Table 3 Employment growth decomposition

From 2000 to 2007 employment growth is shown to be 4.8 per cent per year less than GDP growth, with reductions in labour use (gaLi) contributing 3.01 per cent and sectoral share changes 1.78 per cent. Hence, biased technological change and/or institutional wage bias are responsible for 63 per cent of the difference between GDP and employment growth, and structural transformation and/or state investment bias are responsible for the remaining 37 per cent. From 2007 to 2011, the difference between GDP and employment growth was 3.2 per cent, with labour productivity improvement contributing 2.24 per cent (70 per cent of this difference) and structural shifts adding 0.96 per cent (30 per cent of the difference). These results suggest that structural transformation explains at most about one-third of the growth rate differential.

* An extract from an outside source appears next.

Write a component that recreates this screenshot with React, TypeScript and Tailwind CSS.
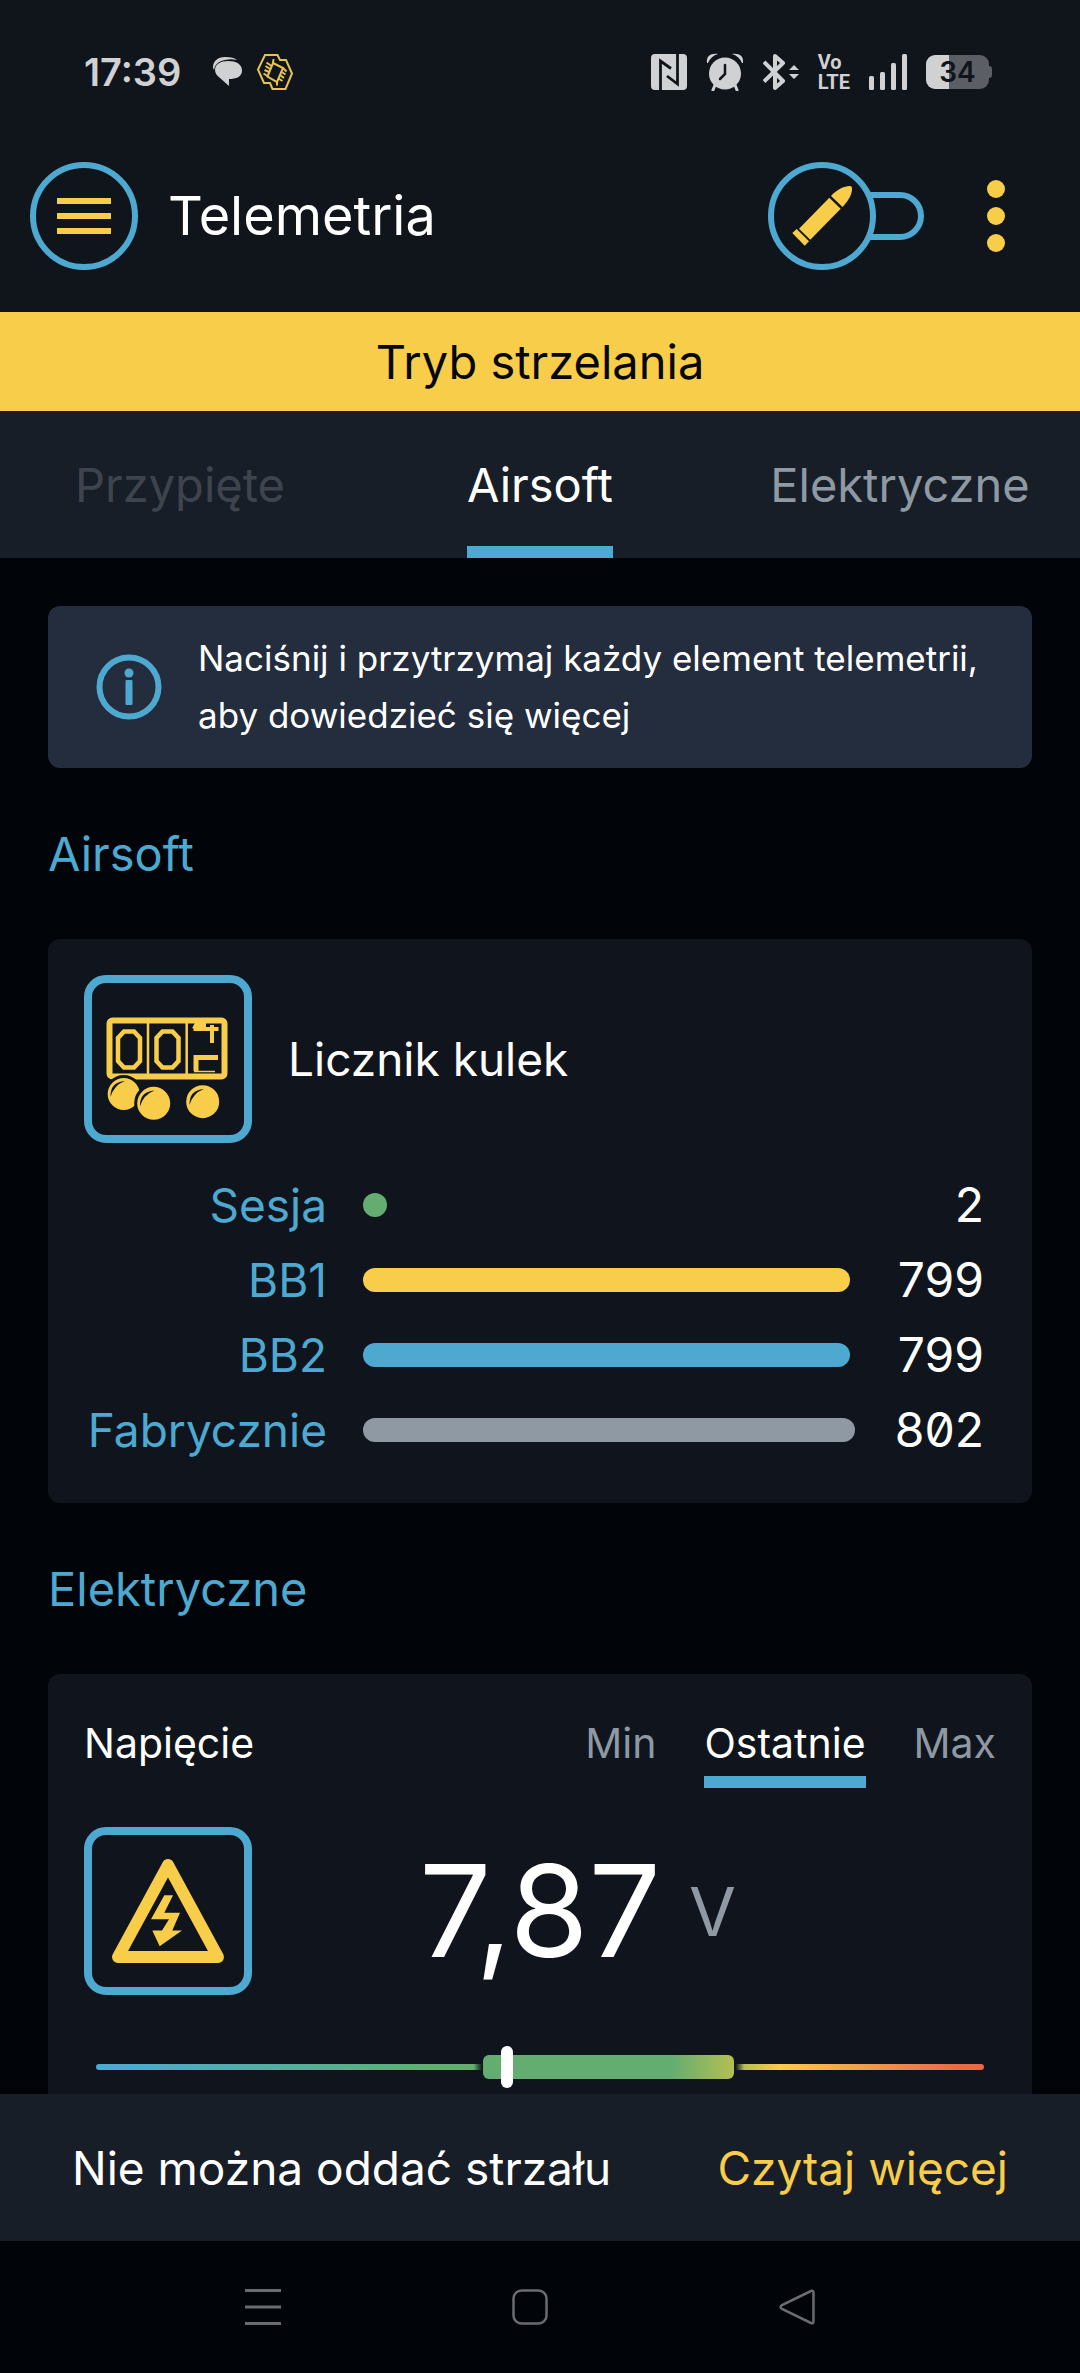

The key sectors determining slower employment growth are agriculture, manufacturing, infrastructure services and construction. Because of its size and low labour productivity, changes in the traditional agricultural sector are the greatest factor in these calculations. Agriculture’s sectoral output share fell at 3.7 per cent per year from 2000 to 2007, and labour productivity improved at 4.1 per cent per year, resulting in employment growth rate reductions of 2.2 and 2.4 per cent, respectively. From 2007 to 2011 these contributions were 1.34 and 1.42 per cent, once again with labour productivity improvements being a slightly greater factor than the declining share of agricultural output. For manufacturing, in each period increases in employment due to expanding sector shares are more than offset by improved labour productivity. That improvement was much faster, at 4.6 per cent per year in the earlier period than at 1.8 per cent in the latter period. For infrastructure services there is a mixed sectoral share story but productivity improvements during each period, with output share increases compensating for productivity improvement only in 2007–2011. Construction is the one sector for which labour productivity declined, at 1.3 per cent per year from 2000 to 2007 and 2.9 per cent per year from 2007 to 2011. Its output share increase in 2000–2007 (3.0 per cent) increased employment, but its output share decline from 2007 to 2011 (1.1 per cent) partially offsets the increasing demand for labour in this sector. Energy and natural resources take a large share of investment and output, mostly by state-owned enterprises, and that share is also shrinking. At the same time, the very small employment share for this sector makes its contribution to employment growth minimal. Other services, including professional and various public services, show declining sector shares from 2000 to 2007, and improving labour productivity after 2007.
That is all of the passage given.